In any event, I'd usually come back with, "Well, I'm shooting 4x5 table top and I'm getting tired of exposures lasting a half an hour in order to get any kind of depth-of-field." It got to the point where I could do reciprocity failure calculations in my head.
Then, he retired and his son took over and I was finally allowed to purchase strobes. Happy days indeed.
Now, I hear that what with the gaining popularity of digital, tungsten and fluorescent lighting is making a comeback. I've got to admit that with my digital, I think I could be tempted back to a continuous light source, so long as I wouldn't have to deal with long exposures.
So, I'd like to hear what you all think. Anybody already made the switch back to hot (or cool) lights? Anyone feel that with the gaining popularity of continuous lighting that their world no longer makes sense?
I went from tungsten to strobe and have never tried the flourescent units. IMHO, hot lights are uncomfortable for the sitters and can be dangerous around kids. Blue bulbs or tungsten film is too expensive and the shutter speeds can be too slow.

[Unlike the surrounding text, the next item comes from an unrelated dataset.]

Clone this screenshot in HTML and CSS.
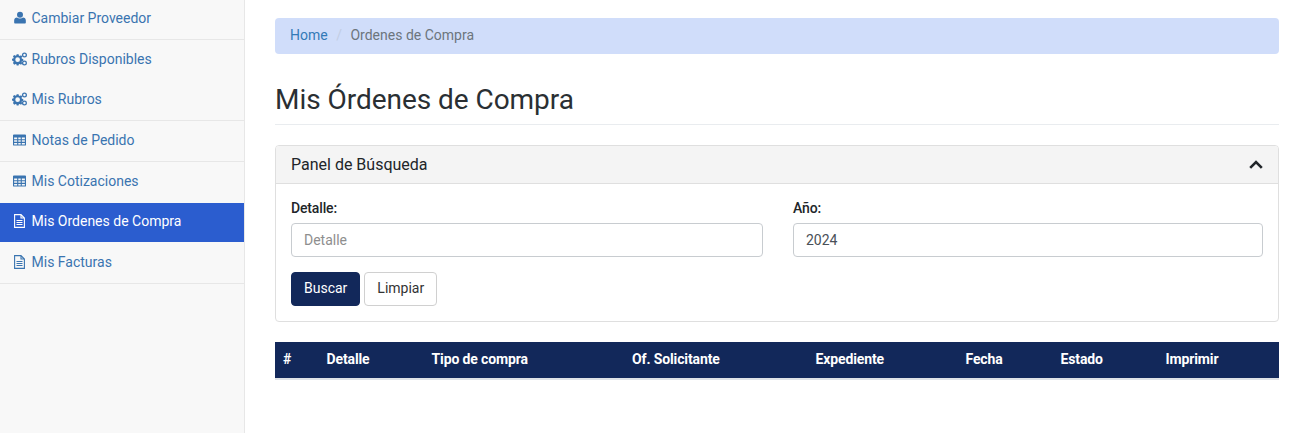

Why choose between just two alternatives? The history of studio photography goes back to the gaslight era, a time when the only sufficient lightsource for photography was daylight. If you delve into photography's history you will find around the turn of the century, at least amongst the affluent, photographic portraits were a highly sought after luxury. And photographers catered to this new fashion by creating quite eleaborate daylight studios with great expanses of windows facing usually north to best suit the color blind emulsions used to make B&W photographs at that time. It really wasn't until well into the 20th century and with early motion picture production that the then still new electric stage lighting was adapted for motion picture production that really effective "hot lights" became common.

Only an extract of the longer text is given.